Senator Mitch McConnell would make an excellent magician. He has a penchant for disappearing during the toughest moments of a battle and deftly distracting attention to an issue not in contention at the time.
During the summer, when conservatives were marshaling support for a unified message of funding the government minus Obamacare, McConnell was completely absent. When cornered by the media to comment on the defund fight, he would always talk about the importance of keeping the spending cuts from the Budget Control Act – the issue that was not in dispute at the moment.
Over the past few weeks, the point of contention indeed revolved around the replacement of sequestration. From day one, it was clear that there was a bipartisan agreement to countermand the spending cuts, with the only dispute centering on which offsets would be used in the budget chicanery. After speaking so strongly about the importance of the sequester cuts during the defund fight, one would have expected McConnell to use his magnificent power to stop this deal in its tracks.
Yet, not only did he decline to say a word during the formulation of the deal, he waited until after the bill passed the House and Senate (at least the critical cloture vote) to even put out a statement opposing it. Needless to say, he never whipped against the vote, allowing Democrats to easily pick off enough Republicans to ensure that the spending cuts would be eliminated, paving the road for a permanent repeal of the sequester in the future.
How else do we know that McConnell’s no vote on Ryan-Murray was more a function of a ‘hope yes, vote no’ strategy? At the same time he is telling defense contractors to help him beat back tea party challengers who will cut defense spending, McConnell votes against the deal that will reinstate some funding for defense contractors (on the backs of disabled veterans)!

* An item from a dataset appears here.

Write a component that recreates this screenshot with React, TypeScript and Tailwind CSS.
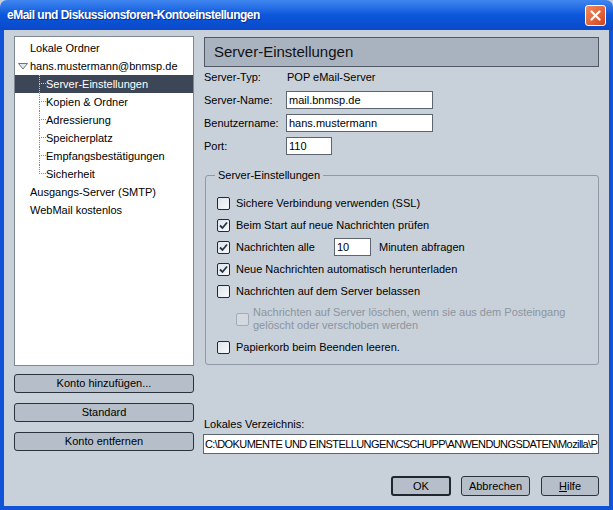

Now after disappearing from the scene of the crime during the fight over the budget, McConnell is feeling the pressure to, once again, project illusions onto a future battle. He is actually saying that Republicans will fight hard on the debt ceiling:
“I doubt if the House, or for that matter the Senate, is willing to give the president a clean debt-ceiling increase,” McConnell, the top Republican in the Senate, said. “The debt ceiling legislation is a time that brings everyone together and gets the president’s attention.”
This is akin to the arsonist giving advice on how to extinguish a fire. McConnell completely destroyed our leverage with Democrats in October. He has made it clear that he is so scared of brinkmanship he is even willing to clamp down on those in the party who push for it. He created the “McConnell plan,” which gives members a defacto non-binding protest vote against the debt ceiling as a popular concession for giving Obama what he wants. Democrats have already made it clear that the McConnell plan will serve as the baseline for future negotiations.
Either way, why should Democrats fear a fight with McConnell when they know his Wall Street bundlers are pushing their very own fallacious talking points about defaulting on our credit and crashing the stock market?
Moreover, when McConnell surrendered to Harry Reid in October and gave him a clean debt ceiling increase, he failed to ask for one concession – that the Treasury be denied the ability to circumvent the debt ceiling law with “extraordinary measures.” Consequently, the real deadline is not on February 7, but as late as June or July. There is no way in the world McConnell would have the moxie to pick a fight that close to the midterm elections. And assuming the debt ceiling goes past McConnell’s May 20 primary, he will have no need to pretend to be conservative anyway.
But fear not, wait until the summer and Mitch McConnell will have another trick up his sleeve to distract from his capricious leadership.